Infine c'è la Sicilia, che vanta il Consiglio più affollato e ricco d'Italia. Per mantenere la casta di Palazzo dei Normanni ogni siciliano spende cinque volte più dei lombardi, 33 euro l’anno, per una spesa complessiva di 167,5 milioni. Anche vitalizi e retribuzioni del personale sono in testa alla classifica degli sperperi: l’Ars ha stanziato per le pensioni dei consiglieri – in Sicilia “deputati” – 20,5 milioni di euro, tre volte tanto in confronto alla Lombardia che, pur avendo più dipendenti (296 contro 248) spende per i suoi funzionari la metà dei 40,4 milioni di euro che sborsa l’Ars. Questo perché i salari del personale della regione a statuto speciale sono parametrati a quelli del Senato.

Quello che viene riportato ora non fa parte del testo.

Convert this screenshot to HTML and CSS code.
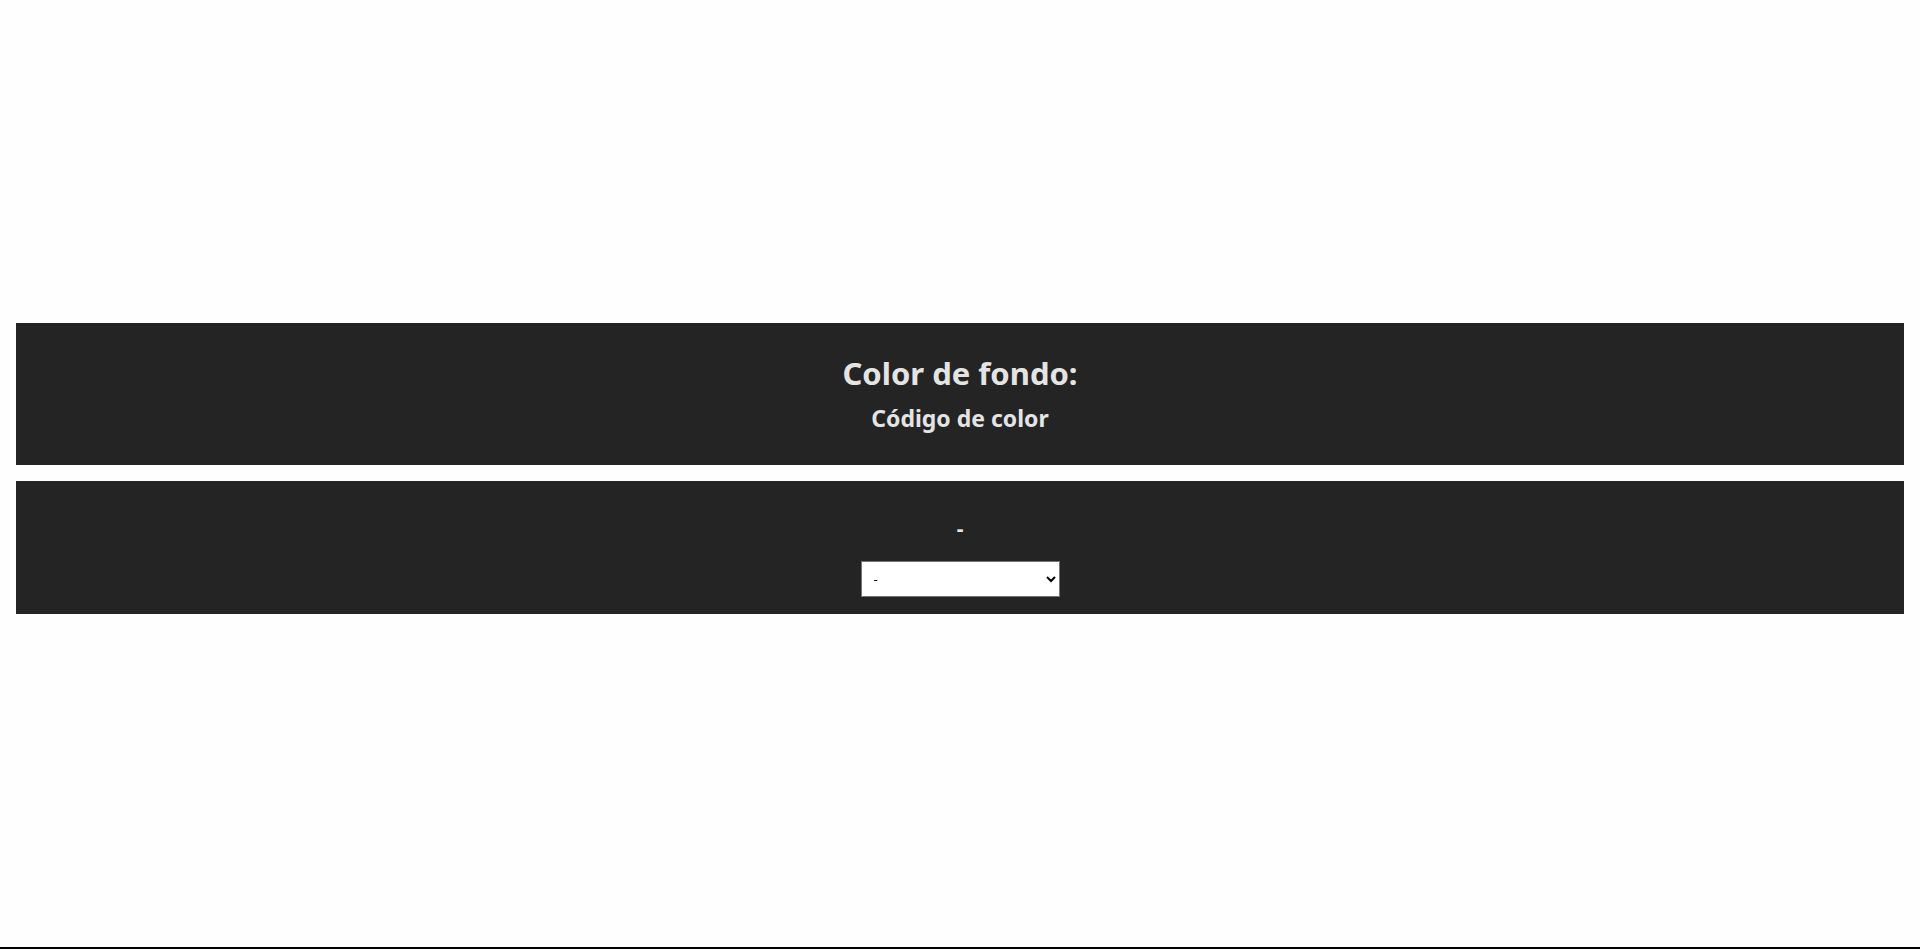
FILE: index.html
```html
<!DOCTYPE html>
<html lang="es">
<head>
<meta charset="utf-8">
<title>Color de fondo</title>
<link rel="stylesheet" href="styles.css">
</head>
<body>
<div class="page">
  <main class="content">
    <section class="panel panel-info">
      <h1 class="title">Color de fondo:</h1>
      <h2 class="subtitle">Código de color</h2>
    </section>
    <section class="panel panel-select">
      <p class="value">-</p>
      <select class="picker">
        <option>-</option>
      </select>
    </section>
  </main>
</div>
</body>
</html>
```
FILE: styles.css
```css
html, body {
  margin: 0;
  padding: 0;
  background: #fefefe;
}
.page {
  box-sizing: border-box;
  min-height: 100vh;
  border-bottom: 2px solid #000;
  padding: 323px 16px 0;
  font-family: "Noto Sans", "Open Sans", sans-serif;
}
.content {
  display: flex;
  flex-direction: column;
  gap: 16px;
}
.panel {
  background: #242424;
  color: #e4e4e4;
  display: flex;
  flex-direction: column;
  align-items: center;
}
.panel-info {
  height: 142px;
  box-sizing: border-box;
  padding-top: 30px;
}
.title {
  margin: 0;
  font-size: 31px;
  font-weight: 700;
  line-height: 40px;
}
.subtitle {
  margin: 10px 0 0;
  font-size: 23px;
  font-weight: 700;
  line-height: 30px;
}
.panel-select {
  height: 133px;
  box-sizing: border-box;
  padding-top: 32px;
}
.value {
  margin: 0;
  font-size: 21px;
  font-weight: 700;
  line-height: 30px;
}
.picker {
  margin-top: 18px;
  width: 199px;
  height: 36px;
  background: #fff;
  border: 1px solid #767676;
  border-radius: 0;
  font-family: "Noto Sans", sans-serif;
  font-size: 13px;
  padding: 0 8px;
  color: #000;
}
```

Anche altre voci di bilancio fanno impallidire: nell’anno appena trascorso solo la buvette dell’Ars è costata oltre 925mila euro, 77mila euro al mese, mentre le spese di rappresentanza ammontano a 342mila euro, dieci volte in più della Puglia e trenta volte in più dell’Emilia Romagna. Solamente per le divise dei 120 commessi la Regione paga 360mila euro, mentre per il noleggio e la gestione delle 13 auto blu in dotazione 425mila euro. Entrare a lavorare all’Ars rappresenta il sogno di ogni siciliano. Palazzo dei Normanni, infatti, garantisce stipendi e pensioni impensabili per qualsiasi altro dipendente pubblico. Un segretario generale, con 24 anni di anzianità, ha uno stipendio netto pari a 13.145 euro al mese in 16 mensilità. Un suo pari del Consiglio regionale della Lombardia guadagna 6.590 euro netti in sole 13 mensilità. Con 35 anni di anzianità, sempre un segretario generale ha garantita una pensione di 12.263 euro netti al mese, mentre un consigliere parlamentare con incarico di direttore con 24 anni d’anzianità guadagna 9.257 euro netti al mese (3.790 in Lombardia). I 120 commessi, con 24 anni di lavoro alle spalle, arrivano a guadagnare 3.736 euro netti al mese e possono contare su una rendita pensionistica di 3.439 euro.
Con questi dati alla mano, viene da pensare che negli anni lo Statuto Speciale abbia conferito a queste Regioni privilegi ormai intollerabili a discapito delle finanze pubbliche e che siano necessari una maggiore trasparenza e un controllo più efficace sulle scelte degli amministratori locali.